I wish I had something more to contibute, but I just feel I have to comment and say MS licensing makes my head hurt. redoing a SPLA right now, I loath it...

One thing I will say (although off topic) I'm very glad MS lets you use the same licenses at your DR site as your primary site.
 
From the way I understand it, it's not the reality of the usage, it's the potential usage that counts.

The usage of Office on another computer requires a valid Office license. Those licenses are generally "per computer" as opposed to "per user". The "home and office" clause is a separate deal. So you'll technically need to license any potential usage of office on the terminal server. I just went through a similar deal for one of my clients. Smallish Insurance broker that's moving to a TS enviornment for their LOB and everything else. Unfortunately, even with Office installed locally, they still needed licenses to use office in the TS environment.
 
One thing I will say (although off topic) I'm very glad MS lets you use the same licenses at your DR site as your primary site.

Actually, per my SPLA rep

The base operating system needs to be reported for both the active & passive server. The only product that includes use rights covering passive servers is SQL.
 
Actually, per my SPLA rep

The base operating system needs to be reported for both the active & passive server. The only product that includes use rights covering passive servers is SQL.

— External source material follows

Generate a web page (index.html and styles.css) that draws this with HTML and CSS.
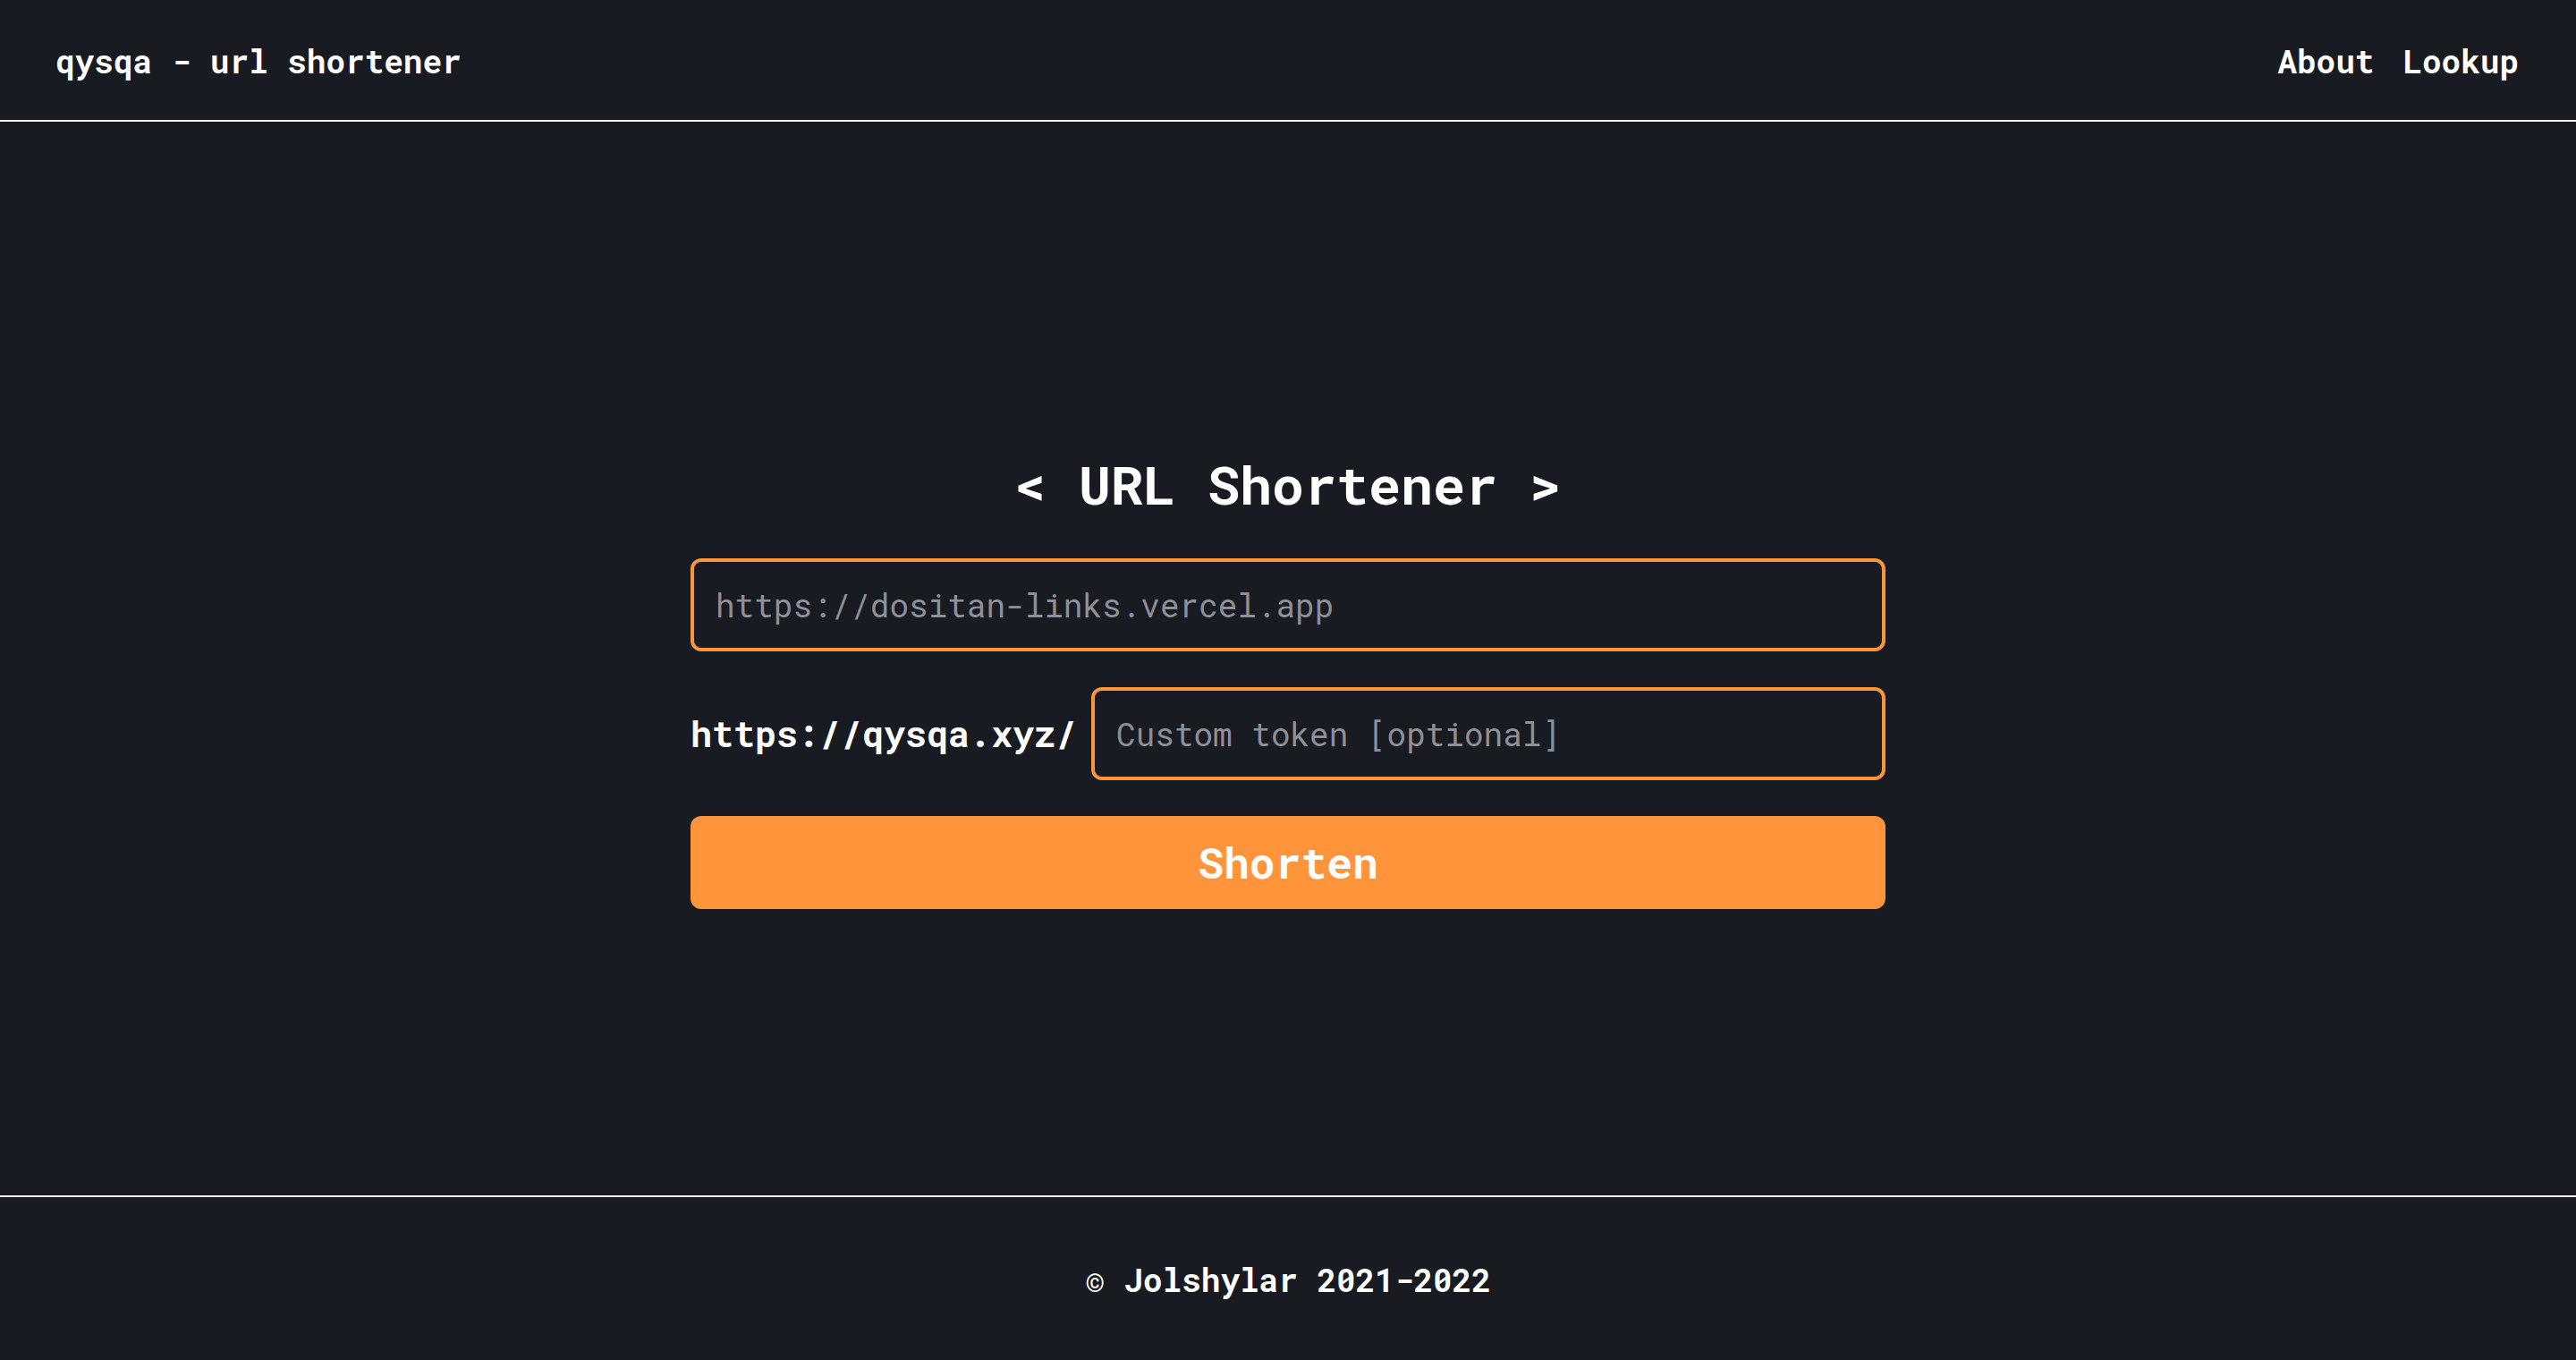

using filer based replication the machines are the same machine.

From Licensing Microsoft Server Products with Microsoft Virtual Server and Other Virtual Machine Technologies:

To help you take advantage of the deployment flexibility that VM technology offers,
all products in the Microsoft Servers licensing models are licensed by running instance.
The use rights no longer specify the number of times the software may be installed and
used on a server. Rather, each license gives you the right to run a certain number of
instances of the software on a particular server at a time.

I could be misinterpreting.

again, I hate MS licensing.
 
i usually just call MS for this, 5 minutes on the phone and i know whats good =)
 
They're cheap, but aren't you limited to one purchase per year with Tech Soup?

I've always been under the impression that a user is licensed for office on either machine as long as they're only running one instance, that's the way we do it anyway. I believe a user is also compliant if they have a laptop and desktop but only use one at a time.